Bringing the spoon of tasty sea food to our lips we were bursting with excitement of the much anticipated Christmas Eve Chowder. as a group we swallowed that first spoonful and as a group we all cringed. The taste. The sickly sweet taste, was too much. Something was seriously wrong, no amazing sea food chowder should taste like Easter bunny threw up in it. In the years since that inedible chowder we told and retold the story not with resentment or malice but with love and amusement at my mothers accidental attempt to thicken the chowder with powdered sugar instead of flour. That was also the year my brother pulled all of the baking goods jars out of the pantry to label them. so no one else would grab the glass jar filled with a white powdery substance and think it was flour when in fact it was sugar, or vise versa.

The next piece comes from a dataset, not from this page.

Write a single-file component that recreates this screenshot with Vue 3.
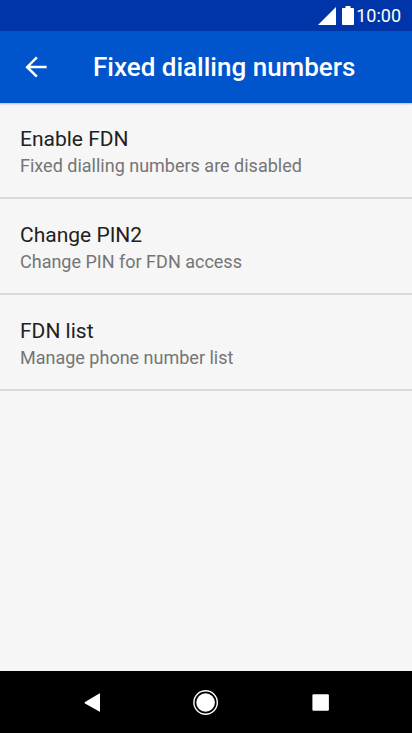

The Christmas Eve Oyster Stew tradition is believed to have originated with the Irish emigrants. The Irish coming to America to escape the potato famine traditionally made a ling fish stew. On arriving however they  found that there was no eel like, member of the cod family to be found off our shores so they subsequently substituted oysters for the ling since the oysters were the closest thing in way of taste available here in America. That is how we Americans acquired the tradition of oyster stew, for us it was from my Father's Grandmother (on his Dad's side), who was good Irish-American stock through and through.